> _Aim_
Each line that holds the word "index" counts once; give the total number of such lines and nothing else.
━━━
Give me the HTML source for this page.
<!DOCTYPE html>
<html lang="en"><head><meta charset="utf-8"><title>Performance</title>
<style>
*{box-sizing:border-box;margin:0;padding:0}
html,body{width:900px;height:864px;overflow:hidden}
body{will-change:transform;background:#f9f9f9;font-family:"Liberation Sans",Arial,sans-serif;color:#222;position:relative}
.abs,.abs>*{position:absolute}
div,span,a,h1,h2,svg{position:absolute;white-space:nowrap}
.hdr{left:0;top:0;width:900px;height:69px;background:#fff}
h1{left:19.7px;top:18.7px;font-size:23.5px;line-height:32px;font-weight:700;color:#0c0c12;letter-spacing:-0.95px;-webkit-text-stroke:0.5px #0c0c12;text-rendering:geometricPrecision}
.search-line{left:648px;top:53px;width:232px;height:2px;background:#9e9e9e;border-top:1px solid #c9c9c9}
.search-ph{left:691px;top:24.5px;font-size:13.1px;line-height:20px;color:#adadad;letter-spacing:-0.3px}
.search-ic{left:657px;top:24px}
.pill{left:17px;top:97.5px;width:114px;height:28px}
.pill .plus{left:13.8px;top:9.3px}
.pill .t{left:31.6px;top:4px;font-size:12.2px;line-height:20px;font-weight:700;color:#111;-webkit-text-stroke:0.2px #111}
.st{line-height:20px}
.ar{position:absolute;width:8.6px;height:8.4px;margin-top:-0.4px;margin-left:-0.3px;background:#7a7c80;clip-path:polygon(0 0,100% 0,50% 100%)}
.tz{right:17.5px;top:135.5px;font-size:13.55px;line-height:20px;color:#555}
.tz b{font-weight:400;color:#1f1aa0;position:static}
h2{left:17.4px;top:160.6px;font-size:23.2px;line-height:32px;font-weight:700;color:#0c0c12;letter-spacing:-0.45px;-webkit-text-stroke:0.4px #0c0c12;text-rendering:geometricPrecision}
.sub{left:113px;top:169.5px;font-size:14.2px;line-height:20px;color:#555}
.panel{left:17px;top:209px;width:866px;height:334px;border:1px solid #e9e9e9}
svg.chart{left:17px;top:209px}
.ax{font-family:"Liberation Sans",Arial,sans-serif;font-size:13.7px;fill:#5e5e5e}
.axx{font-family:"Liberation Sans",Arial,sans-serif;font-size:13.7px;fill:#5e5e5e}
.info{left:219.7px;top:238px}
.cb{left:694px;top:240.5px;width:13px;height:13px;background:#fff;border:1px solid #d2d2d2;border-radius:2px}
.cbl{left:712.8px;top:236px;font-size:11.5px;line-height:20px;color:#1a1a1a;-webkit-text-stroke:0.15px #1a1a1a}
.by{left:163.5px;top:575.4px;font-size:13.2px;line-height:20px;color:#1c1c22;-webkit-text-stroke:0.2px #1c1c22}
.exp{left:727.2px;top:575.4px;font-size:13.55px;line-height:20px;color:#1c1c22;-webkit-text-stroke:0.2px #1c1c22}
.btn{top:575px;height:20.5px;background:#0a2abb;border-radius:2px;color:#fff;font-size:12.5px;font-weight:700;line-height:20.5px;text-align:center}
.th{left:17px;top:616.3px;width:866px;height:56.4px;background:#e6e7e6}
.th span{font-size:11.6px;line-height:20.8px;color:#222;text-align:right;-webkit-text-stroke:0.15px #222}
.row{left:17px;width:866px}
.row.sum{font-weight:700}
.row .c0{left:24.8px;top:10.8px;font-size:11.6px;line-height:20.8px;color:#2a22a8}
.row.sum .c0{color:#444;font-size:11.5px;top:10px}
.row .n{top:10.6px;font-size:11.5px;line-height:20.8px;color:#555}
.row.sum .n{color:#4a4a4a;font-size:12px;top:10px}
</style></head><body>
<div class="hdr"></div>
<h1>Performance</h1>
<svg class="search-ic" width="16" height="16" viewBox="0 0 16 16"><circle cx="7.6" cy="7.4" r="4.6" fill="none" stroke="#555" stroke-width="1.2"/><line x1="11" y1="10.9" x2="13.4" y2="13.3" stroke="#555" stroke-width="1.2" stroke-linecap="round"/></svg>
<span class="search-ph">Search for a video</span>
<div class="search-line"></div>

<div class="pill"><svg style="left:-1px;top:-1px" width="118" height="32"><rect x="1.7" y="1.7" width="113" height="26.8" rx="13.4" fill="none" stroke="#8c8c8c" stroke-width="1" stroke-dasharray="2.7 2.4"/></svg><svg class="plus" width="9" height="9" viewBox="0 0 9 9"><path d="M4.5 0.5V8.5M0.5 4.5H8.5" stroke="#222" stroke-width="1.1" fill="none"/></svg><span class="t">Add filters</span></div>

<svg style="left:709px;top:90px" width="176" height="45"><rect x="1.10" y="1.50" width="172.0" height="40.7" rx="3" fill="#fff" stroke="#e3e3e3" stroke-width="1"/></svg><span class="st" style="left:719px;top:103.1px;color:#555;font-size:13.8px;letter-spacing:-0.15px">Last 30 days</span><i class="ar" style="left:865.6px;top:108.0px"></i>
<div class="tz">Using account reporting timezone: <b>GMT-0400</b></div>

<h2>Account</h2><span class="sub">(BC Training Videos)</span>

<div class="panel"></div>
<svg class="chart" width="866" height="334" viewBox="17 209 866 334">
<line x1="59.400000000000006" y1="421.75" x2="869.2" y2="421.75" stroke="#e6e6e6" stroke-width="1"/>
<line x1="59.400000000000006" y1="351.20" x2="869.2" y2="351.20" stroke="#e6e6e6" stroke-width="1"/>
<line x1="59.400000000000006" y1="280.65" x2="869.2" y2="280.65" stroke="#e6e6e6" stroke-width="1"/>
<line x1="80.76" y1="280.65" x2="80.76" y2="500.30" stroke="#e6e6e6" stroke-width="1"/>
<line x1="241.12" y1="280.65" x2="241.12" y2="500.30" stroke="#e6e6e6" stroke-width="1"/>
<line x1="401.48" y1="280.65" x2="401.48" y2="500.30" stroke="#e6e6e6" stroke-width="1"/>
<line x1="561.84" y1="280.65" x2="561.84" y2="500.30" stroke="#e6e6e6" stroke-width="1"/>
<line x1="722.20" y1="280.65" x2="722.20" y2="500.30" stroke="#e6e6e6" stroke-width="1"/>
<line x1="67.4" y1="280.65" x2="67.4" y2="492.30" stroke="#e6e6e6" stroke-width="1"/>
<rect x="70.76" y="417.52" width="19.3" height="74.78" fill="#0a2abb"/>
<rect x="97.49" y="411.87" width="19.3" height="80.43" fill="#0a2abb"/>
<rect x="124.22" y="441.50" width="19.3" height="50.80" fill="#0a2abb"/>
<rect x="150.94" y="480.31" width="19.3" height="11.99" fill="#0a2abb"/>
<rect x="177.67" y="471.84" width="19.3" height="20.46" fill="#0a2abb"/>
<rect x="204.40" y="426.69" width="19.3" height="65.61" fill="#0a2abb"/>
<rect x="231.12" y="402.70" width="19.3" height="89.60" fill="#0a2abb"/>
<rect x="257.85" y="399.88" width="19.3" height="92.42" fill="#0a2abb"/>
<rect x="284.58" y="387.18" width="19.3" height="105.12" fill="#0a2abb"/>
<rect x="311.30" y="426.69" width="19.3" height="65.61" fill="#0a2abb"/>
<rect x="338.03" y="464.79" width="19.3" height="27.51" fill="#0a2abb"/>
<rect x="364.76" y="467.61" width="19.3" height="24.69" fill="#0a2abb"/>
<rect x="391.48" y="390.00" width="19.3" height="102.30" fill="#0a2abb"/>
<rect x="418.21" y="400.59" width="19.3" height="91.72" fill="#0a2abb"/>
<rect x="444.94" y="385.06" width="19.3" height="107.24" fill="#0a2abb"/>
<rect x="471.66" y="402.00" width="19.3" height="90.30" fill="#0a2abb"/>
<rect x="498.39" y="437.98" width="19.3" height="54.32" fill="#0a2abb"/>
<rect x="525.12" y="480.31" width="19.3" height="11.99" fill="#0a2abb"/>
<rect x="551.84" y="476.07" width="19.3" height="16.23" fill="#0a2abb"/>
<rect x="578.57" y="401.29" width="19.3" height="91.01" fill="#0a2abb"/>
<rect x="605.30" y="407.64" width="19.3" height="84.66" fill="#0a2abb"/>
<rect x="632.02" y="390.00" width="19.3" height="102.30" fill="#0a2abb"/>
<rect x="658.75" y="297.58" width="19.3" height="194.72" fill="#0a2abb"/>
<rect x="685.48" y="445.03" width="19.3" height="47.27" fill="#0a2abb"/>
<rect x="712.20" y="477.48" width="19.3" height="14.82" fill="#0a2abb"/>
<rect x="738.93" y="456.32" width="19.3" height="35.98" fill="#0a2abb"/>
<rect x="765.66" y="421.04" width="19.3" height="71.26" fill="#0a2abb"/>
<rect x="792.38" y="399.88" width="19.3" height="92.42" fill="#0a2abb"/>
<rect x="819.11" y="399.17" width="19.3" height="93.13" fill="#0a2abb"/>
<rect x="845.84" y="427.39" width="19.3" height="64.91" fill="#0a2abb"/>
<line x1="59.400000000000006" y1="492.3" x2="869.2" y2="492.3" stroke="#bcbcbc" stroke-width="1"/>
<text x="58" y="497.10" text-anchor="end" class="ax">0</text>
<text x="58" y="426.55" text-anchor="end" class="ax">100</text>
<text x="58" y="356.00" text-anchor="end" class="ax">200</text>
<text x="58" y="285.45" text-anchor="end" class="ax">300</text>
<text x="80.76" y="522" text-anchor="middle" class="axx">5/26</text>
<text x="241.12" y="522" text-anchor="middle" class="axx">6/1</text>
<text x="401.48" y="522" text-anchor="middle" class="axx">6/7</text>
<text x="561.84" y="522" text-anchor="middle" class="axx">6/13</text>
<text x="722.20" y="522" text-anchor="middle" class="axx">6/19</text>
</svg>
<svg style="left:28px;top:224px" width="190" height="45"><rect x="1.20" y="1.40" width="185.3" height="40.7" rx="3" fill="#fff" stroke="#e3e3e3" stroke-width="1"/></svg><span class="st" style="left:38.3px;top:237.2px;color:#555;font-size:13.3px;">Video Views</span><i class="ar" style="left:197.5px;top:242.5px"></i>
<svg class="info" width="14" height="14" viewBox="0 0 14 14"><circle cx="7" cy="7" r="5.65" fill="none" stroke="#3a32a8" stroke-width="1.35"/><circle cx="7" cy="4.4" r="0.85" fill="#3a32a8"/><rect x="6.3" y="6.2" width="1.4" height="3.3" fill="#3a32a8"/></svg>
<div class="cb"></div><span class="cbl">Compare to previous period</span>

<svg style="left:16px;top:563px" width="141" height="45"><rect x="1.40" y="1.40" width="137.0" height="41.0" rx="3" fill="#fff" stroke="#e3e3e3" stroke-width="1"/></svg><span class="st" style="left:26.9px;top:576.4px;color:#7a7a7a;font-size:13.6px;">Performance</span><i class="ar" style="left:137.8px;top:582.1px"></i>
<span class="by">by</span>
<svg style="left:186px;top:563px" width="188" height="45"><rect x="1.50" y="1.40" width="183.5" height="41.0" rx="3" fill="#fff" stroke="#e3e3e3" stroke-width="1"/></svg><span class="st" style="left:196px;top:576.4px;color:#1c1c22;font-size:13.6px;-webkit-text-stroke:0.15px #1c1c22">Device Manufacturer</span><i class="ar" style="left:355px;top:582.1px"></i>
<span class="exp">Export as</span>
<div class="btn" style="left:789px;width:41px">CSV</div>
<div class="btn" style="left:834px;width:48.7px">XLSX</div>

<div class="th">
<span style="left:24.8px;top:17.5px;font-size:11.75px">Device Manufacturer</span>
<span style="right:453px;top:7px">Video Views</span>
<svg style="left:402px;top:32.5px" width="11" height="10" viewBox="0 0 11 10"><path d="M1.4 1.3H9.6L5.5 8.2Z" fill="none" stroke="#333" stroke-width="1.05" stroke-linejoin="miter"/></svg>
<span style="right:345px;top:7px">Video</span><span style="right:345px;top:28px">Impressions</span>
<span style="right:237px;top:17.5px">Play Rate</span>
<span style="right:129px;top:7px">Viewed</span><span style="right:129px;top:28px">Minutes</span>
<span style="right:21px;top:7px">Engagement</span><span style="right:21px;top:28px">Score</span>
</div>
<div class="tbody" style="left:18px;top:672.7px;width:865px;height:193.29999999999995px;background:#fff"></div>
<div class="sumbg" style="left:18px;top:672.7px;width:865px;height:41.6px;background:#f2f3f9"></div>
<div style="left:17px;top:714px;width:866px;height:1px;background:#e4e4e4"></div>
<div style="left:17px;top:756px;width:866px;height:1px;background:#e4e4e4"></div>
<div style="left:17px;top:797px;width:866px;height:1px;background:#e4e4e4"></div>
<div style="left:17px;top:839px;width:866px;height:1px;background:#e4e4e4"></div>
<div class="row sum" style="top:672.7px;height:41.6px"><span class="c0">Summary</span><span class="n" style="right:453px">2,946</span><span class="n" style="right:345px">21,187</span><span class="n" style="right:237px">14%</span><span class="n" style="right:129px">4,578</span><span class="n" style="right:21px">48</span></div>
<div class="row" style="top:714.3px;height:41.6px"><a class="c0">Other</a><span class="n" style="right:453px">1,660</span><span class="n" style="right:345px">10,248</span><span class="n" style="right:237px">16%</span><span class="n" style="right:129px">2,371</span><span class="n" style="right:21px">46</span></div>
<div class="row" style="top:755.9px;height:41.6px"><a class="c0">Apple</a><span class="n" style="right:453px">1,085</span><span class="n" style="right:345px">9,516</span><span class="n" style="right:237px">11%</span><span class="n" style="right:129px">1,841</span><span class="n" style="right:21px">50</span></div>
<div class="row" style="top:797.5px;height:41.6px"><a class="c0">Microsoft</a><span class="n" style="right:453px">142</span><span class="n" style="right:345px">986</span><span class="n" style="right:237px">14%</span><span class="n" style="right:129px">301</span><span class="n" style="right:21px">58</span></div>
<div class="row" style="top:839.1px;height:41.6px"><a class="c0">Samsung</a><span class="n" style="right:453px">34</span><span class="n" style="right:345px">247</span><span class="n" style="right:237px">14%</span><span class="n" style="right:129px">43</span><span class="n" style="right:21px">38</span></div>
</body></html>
━━━
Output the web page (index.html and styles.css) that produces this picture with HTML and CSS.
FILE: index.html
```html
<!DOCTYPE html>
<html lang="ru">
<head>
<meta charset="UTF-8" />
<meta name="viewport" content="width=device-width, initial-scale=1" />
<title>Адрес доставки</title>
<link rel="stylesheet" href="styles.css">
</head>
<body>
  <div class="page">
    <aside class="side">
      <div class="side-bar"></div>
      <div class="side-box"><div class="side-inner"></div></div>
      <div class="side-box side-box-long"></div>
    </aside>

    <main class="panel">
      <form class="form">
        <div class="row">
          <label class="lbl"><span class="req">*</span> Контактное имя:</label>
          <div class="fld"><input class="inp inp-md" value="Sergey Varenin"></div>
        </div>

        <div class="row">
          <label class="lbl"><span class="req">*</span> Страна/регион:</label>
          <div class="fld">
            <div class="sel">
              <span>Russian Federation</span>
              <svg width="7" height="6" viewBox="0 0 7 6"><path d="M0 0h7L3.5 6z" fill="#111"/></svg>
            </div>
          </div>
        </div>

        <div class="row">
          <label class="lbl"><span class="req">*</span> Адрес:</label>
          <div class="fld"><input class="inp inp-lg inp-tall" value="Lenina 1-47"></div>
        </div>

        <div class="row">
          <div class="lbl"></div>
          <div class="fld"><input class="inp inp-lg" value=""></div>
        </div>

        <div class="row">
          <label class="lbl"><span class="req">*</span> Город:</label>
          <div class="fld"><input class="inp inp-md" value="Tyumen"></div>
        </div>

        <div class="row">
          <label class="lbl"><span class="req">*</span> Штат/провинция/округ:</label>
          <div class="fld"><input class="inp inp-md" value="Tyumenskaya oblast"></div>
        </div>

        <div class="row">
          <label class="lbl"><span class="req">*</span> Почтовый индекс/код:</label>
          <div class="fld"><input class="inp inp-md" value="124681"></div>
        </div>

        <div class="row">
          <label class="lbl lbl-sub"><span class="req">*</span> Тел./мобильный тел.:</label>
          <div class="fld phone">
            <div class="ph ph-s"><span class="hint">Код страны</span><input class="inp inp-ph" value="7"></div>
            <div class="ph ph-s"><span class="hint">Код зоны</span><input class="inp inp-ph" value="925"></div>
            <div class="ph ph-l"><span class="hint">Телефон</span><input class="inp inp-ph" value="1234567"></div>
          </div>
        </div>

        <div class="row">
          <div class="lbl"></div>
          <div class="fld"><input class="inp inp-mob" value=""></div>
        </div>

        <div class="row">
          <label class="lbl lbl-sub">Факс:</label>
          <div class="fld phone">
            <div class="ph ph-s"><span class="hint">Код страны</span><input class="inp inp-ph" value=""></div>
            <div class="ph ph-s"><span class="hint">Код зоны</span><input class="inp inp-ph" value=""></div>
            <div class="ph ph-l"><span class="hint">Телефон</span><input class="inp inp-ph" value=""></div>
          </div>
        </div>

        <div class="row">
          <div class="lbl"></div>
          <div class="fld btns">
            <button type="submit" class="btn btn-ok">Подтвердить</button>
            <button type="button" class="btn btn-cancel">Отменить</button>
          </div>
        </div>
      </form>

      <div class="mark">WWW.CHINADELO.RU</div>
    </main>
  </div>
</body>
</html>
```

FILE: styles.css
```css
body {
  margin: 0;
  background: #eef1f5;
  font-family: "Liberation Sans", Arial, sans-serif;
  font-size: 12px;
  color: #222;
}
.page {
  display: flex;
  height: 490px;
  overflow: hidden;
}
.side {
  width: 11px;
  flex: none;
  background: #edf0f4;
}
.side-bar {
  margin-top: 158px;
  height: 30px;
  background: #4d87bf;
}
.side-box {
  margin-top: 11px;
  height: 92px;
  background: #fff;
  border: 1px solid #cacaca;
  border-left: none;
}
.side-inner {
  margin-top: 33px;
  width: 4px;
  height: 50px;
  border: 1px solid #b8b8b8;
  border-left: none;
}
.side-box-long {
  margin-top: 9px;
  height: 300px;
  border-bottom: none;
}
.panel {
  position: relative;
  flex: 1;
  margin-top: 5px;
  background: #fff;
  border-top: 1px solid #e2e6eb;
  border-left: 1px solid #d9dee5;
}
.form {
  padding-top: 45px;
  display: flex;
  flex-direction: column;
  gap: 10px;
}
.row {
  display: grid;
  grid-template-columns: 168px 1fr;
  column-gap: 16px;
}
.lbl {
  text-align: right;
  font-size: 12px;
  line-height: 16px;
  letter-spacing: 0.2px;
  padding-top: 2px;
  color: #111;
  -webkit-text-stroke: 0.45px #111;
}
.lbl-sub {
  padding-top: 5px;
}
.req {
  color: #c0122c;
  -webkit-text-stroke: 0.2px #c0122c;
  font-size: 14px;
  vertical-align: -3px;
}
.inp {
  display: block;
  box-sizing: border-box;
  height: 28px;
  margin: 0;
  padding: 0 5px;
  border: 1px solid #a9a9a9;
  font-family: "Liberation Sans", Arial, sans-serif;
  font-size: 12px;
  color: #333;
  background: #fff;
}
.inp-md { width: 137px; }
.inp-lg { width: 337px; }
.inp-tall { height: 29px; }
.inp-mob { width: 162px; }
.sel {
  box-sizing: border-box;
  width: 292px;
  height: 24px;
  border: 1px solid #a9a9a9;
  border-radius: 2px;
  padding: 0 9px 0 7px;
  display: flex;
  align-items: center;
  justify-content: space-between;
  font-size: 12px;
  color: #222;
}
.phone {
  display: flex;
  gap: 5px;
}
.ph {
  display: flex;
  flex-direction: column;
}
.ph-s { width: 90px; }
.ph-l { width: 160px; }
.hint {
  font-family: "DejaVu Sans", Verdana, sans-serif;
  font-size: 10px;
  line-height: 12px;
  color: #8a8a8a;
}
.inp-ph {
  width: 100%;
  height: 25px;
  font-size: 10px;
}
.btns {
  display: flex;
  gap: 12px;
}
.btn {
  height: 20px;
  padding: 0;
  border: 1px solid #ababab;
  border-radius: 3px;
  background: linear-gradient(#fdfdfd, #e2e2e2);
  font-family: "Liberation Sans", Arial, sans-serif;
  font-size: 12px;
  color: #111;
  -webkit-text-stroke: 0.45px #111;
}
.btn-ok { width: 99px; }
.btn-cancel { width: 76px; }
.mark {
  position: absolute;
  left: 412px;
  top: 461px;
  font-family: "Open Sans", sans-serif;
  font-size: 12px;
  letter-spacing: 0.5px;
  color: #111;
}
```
━━━
> _Result_
2